Later this year, the Audi e-tron Sportback will be presented, and the Audi Q2L e-tron, which was designed specifically for the Chinese market, will roll off the assembly line. The presentation of the production version of the four-door high-performance coupé Audi e-tron GT, which is being developed at Audi Sport GmbH, is planned for the second half of 2020.
The compact Audi Q4 e-tron is to make its production debut at the same time. With this offer, Audi now covers all important market segments with all-electric drive vehicles, from the A segment to the full-size class, just under two years after the launch of the first electric car.
The Q4 e-tron concept is identifiable as an Audi at first glance by the Singleframe with the brand logo, the four rings. And it will take no more than two glances to see that this is an electric Audi e-tron: Like the first production Audi with electric drive, the new concept vehicle also features a structured closed surface within a broad, almost upright octagonal frame in place of a traditional radiator grille. Air is supplied via large inlets that extend from below the two matrix LED headlights all the way down to the front apron.
The performance version of the electric drive is installed in the Audi Q4 e-tron concept. The front and rear axles are each powered by an electric motor – the Q4 is a quattro. There is no mechanical connection between the axles. Instead, an electronic control ensures that the torque distribution is coordinated optimally, and it does so in fractions of a second. That enables the electric SUV to achieve optimum traction in all weather conditions and on any type of surface.
In most cases, the Audi Q4 e-tron concept mainly uses its rear electric motor, a permanently excited synchronous motor, in order to achieve the highest efficiency. For reasons of efficiency, the drive torque is generally distributed with a rear-axle bias.
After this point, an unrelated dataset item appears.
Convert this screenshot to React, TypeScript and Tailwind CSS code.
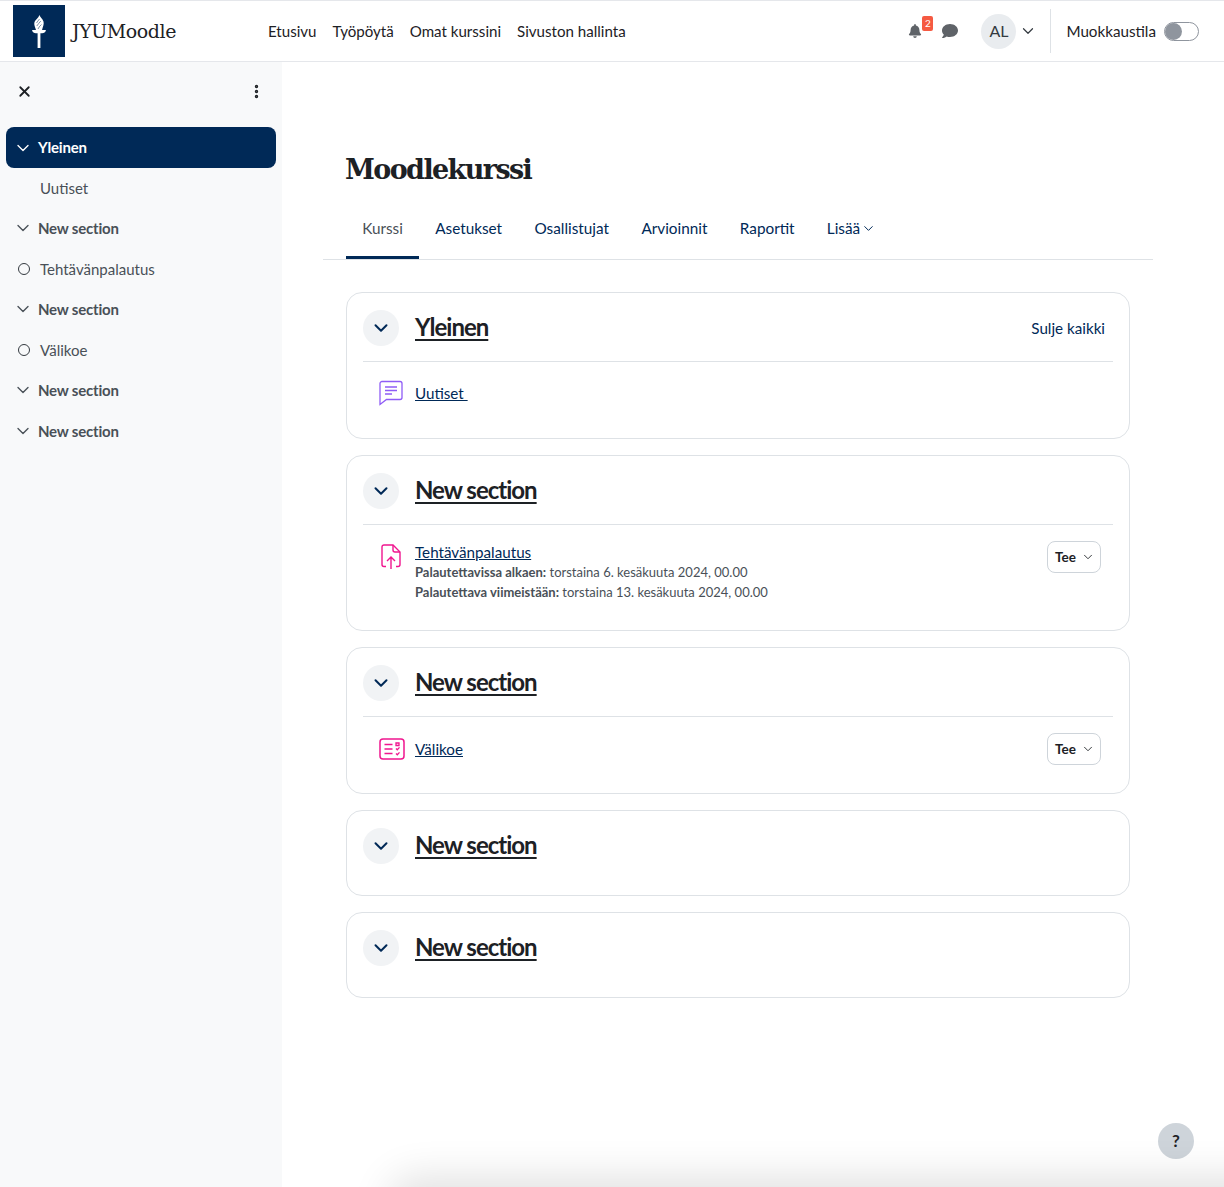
import { ChevronDown, MoreVertical, X } from "lucide-react";
import { FaBell, FaComment } from "react-icons/fa";

const navLinks = ["Etusivu", "Työpöytä", "Omat kurssini", "Sivuston hallinta"];
const tabs = ["Asetukset", "Osallistujat", "Arvioinnit", "Raportit"];

const sidebarItems = [
  { label: "New section", kind: "section" },
  { label: "Tehtävänpalautus", kind: "activity" },
  { label: "New section", kind: "section" },
  { label: "Välikoe", kind: "activity" },
  { label: "New section", kind: "section" },
  { label: "New section", kind: "section" },
];

function TorchLogo() {
  return (
    <div className="flex h-[52px] w-[52px] items-center justify-center bg-[#002957]">
      <svg width="14" height="33" viewBox="0 0 14 33" fill="none" stroke="#fff">
        <path d="M7.500 0C8 2 10.500 3.500 11.500 6.500c.7 2.500-.5 5-1.500 8.500H4C3 12 1.700 9.500 2.500 7 3.500 4.500 6.500 3 7.500 0z" fill="#fff" stroke="none" />
        <path d="M4.500 8c.8-1.500 2-2.500 3-4M4.800 11c1-1.700 2.500-3 4-5M6 14c.8-1.800 2-3.300 3.500-4.500" stroke="#002957" strokeWidth="0.500" />
        <path d="M0 15h14l-.8 2c-.8.800-2.300 1.300-4.800 1.300V33H5.600V18.300C3.100 18.300 1.600 17.800.8 17z" fill="#fff" stroke="none" />
      </svg>
    </div>
  );
}

function ForumIcon() {
  return (
    <svg width="26" height="26" viewBox="0 0 26 26" fill="none" stroke="#8f5cf6" strokeWidth="1.300">
      <path d="M4 1.500h18a2 2 0 0 1 2 2v14a2 2 0 0 1-2 2H8.500L2 24.500V3.500a2 2 0 0 1 2-2z" />
      <path d="M7 7h12M7 10.500h12M7 14h7" strokeWidth="1.700" />
    </svg>
  );
}

function AssignIcon() {
  return (
    <svg width="22" height="26" viewBox="0 0 22 26" fill="none" stroke="#f0168f" strokeWidth="1.400">
      <path d="M6 22.500H4a2 2 0 0 1-2-2V3a2 2 0 0 1 2-2h9l7 7v12.500a2 2 0 0 1-2 2h-2" />
      <path d="M13 1v5a2 2 0 0 0 2 2h5" />
      <path d="M11 25V13M7 17l4-4 4 4" />
    </svg>
  );
}

function QuizIcon() {
  return (
    <svg width="26" height="22" viewBox="0 0 26 22" fill="none" stroke="#f0168f" strokeWidth="1.500">
      <rect x="1" y="1" width="24" height="20" rx="3" />
      <path d="M5.500 6.500h8M5.500 11h8M5.500 15.500h8" />
      <path d="M17 5h3v2.500h-3zM17 10.500l1.300 1.300 2.200-2.400M17 15.500l1.300 1.300 2.200-2.400" strokeWidth="1.300" />
    </svg>
  );
}

function TeeButton() {
  return (
    <button className="flex h-[32px] w-[54px] items-center justify-center gap-[5px] rounded-[8px] border border-[#ced4da] bg-white pl-[2px] text-[13.500px] font-bold text-[#1d2125]">
      Tee
      <ChevronDown size={14} strokeWidth={1.500} />
    </button>
  );
}

function SectionCard({ title, height, action, children }: { title: string; height: string; action?: string; children?: React.ReactNode }) {
  return (
    <section className={`${height} rounded-[16px] border border-[#dee2e6] px-[16px] pt-[17px]`}>
      <div className="flex h-[36px] items-center">
        <div className="flex h-[36px] w-[36px] items-center justify-center rounded-full bg-[#f1f3f5] text-[#002957]">
          <ChevronDown size={22} strokeWidth={2.200} />
        </div>
        <h3 className="mb-[2px] ml-[16px] text-[24px] leading-[36px] font-bold tracking-[-1px] text-[#1d2125] underline decoration-[2px] underline-offset-[3px]">{title}</h3>
        {action && <a className="ml-auto mr-[8px] text-[#002957]">{action}</a>}
      </div>
      {children && <div className="mt-[15px] border-t border-[#dee2e6]">{children}</div>}
    </section>
  );
}

export default function App() {
  return (
    <div className="relative flex h-[1187px] flex-col overflow-hidden bg-white font-['Lato',sans-serif] text-[15.200px] text-[#1d2125]">
      {/* Navbar */}
      <header className="flex h-[62px] shrink-0 items-center border-y border-[#e5e7eb] bg-white pl-[13px]">
        <TorchLogo />
        <span className="ml-[7px] font-['DejaVu_Serif',serif] text-[19px] tracking-[-0.45px] text-[#1d2125]">JYUMoodle</span>
        <nav className="ml-[92px] flex gap-[16px] text-[15.100px]">
          {navLinks.map((link) => (
            <a key={link}>{link}</a>
          ))}
        </nav>
        <div className="ml-auto flex items-center pr-[25px]">
          <div className="relative mr-[20px] text-[#5f6368]">
            <FaBell size={14} />
            <span className="absolute -top-[8px] left-[14px] flex h-[15px] w-[11px] items-center justify-center rounded-[2px] bg-[#f55a42] text-[10px] text-white">2</span>
          </div>
          <FaComment size={16} className="mr-[23px] text-[#5f6368]" />
          <div className="flex h-[35px] w-[35px] items-center justify-center rounded-full bg-[#e9ecef] text-[16px] text-[#343a40]">AL</div>
          <ChevronDown size={18} strokeWidth={1.600} className="ml-[3px] text-[#343a40]" />
          <div className="ml-[13px] h-[44px] w-px bg-[#dee2e6]" />
          <span className="ml-[15px]">Muokkaustila</span>
          <div className="ml-[8px] flex h-[19px] w-[35px] items-center rounded-full border border-[#8f959e] bg-white">
            <div className="h-[17px] w-[17px] rounded-full bg-[#8f959e]" />
          </div>
        </div>
      </header>

      <div className="flex flex-1">
        {/* Course index */}
        <aside className="w-[282px] shrink-0 bg-[#f8f9fa] px-[6px] text-[15px]">
          <div className="flex h-[65px] items-center justify-between pb-[6px] pl-[10px] pr-[11px] text-[#1d2125]">
            <X size={17} strokeWidth={2.500} />
            <MoreVertical size={17} strokeWidth={2.800} />
          </div>
          <div className="flex h-[41px] items-center rounded-[8px] bg-[#002957] pl-[7px] font-bold tracking-[-0.2px] text-white">
            <ChevronDown size={20} strokeWidth={1.600} />
            <span className="ml-[5px]">Yleinen</span>
          </div>
          <div className="flex h-[40px] items-center pl-[34px] text-[#495057]">Uutiset</div>
          {sidebarItems.map((item, i) =>
            item.kind === "section" ? (
              <div key={i} className="flex h-[40.500px] items-center pl-[7px] font-bold tracking-[-0.2px] text-[#495057]">
                <ChevronDown size={20} strokeWidth={1.600} />
                <span className="ml-[5px]">{item.label}</span>
              </div>
            ) : (
              <div key={i} className="flex h-[40.500px] items-center pl-[12px] text-[#495057]">
                <span className="h-[12px] w-[12px] rounded-full border-[1.500px] border-[#343a40]" />
                <span className="ml-[10px]">{item.label}</span>
              </div>
            ),
          )}
        </aside>

        {/* Main */}
        <main className="flex-1 pl-[41px]">
          <h1 className="mt-[88px] ml-[22px] font-['DejaVu_Serif',serif] text-[27px] leading-[40px] font-bold tracking-[-1.600px] text-[#1d2125]">Moodlekurssi</h1>
          <div className="mt-[11px] flex h-[59px] w-[830px] items-stretch border-b border-[#dee2e6] pl-[23px] text-[15.300px]">
            <a className="flex w-[73px] items-center justify-center border-b-[3px] border-[#002957] text-[#495057]">Kurssi</a>
            {tabs.map((tab) => (
              <a key={tab} className="flex items-center px-[16.200px] pb-[4px] text-[#002957]">{tab}</a>
            ))}
            <a className="flex items-center gap-[1px] px-[16px] pb-[4px] text-[#002957]">
              Lisää
              <ChevronDown size={15} strokeWidth={1.600} />
            </a>
          </div>

          <div className="mt-[32px] ml-[23px] flex w-[784px] flex-col gap-[16px]">
            <SectionCard title="Yleinen" height="h-[147px]" action="Sulje kaikki">
              <div className="flex items-center pt-[18px] pl-[15px]">
                <ForumIcon />
                <a className="ml-[11px] whitespace-pre text-[#002957] underline">Uutiset </a>
              </div>
            </SectionCard>

            <SectionCard title="New section" height="h-[176px]">
              <div className="flex items-start pt-[16px] pr-[12px]">
                <div className="ml-[17px] mt-[3px] w-[35px]">
                  <AssignIcon />
                </div>
                <div className="mt-[1px] leading-[20px]">
                  <a className="block text-[#002957] underline">Tehtävänpalautus</a>
                  <p className="text-[13px] text-[#495057]">
                    <b>Palautettavissa alkaen:</b> torstaina 6. kesäkuuta 2024, 00.00
                  </p>
                  <p className="text-[13px] text-[#495057]">
                    <b>Palautettava viimeistään:</b> torstaina 13. kesäkuuta 2024, 00.00
                  </p>
                </div>
                <div className="ml-auto">
                  <TeeButton />
                </div>
              </div>
            </SectionCard>

            <SectionCard title="New section" height="h-[147px]">
              <div className="flex items-center pt-[16px] pr-[12px]">
                <div className="ml-[16px] w-[36px]">
                  <QuizIcon />
                </div>
                <a className="text-[#002957] underline">Välikoe</a>
                <div className="ml-auto">
                  <TeeButton />
                </div>
              </div>
            </SectionCard>

            <SectionCard title="New section" height="h-[86px]" />
            <SectionCard title="New section" height="h-[86px]" />
          </div>
        </main>
      </div>

      {/* Help button */}
      <button className="absolute top-[1123px] left-[1158px] flex h-[36px] w-[36px] items-center justify-center rounded-full bg-[#ced4da] text-[17px] font-bold text-[#1d2125]">?</button>
      {/* Shadow from a panel sitting just below the fold */}
      <div className="absolute top-[1197px] left-[410px] h-[60px] w-[900px] rounded-[8px] shadow-[0_0_40px_20px_rgba(0,0,0,0.12)]" />
    </div>
  );
}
If the driver demands more power than the rear electric motor can supply, the electric all-wheel drive uses the front asynchronous motor to redistribute the torque as required to the front axle.
The electric motor in the rear end has an output of 150 kW and mobilizes a torque of 310 newton meters; the front engine supplies the front wheels with up to 75 kW and 150 newton meters. The system power is 225 kW. The battery in the vehicle floor stores 82 kilowatt hours, which allows for a range of more than 450 kilometers according to the WLTP standard. The battery is charged with a maximum of 125 kilowatts. As a result, it takes hardly more than 30 minutes to return to 80% of the total capacity.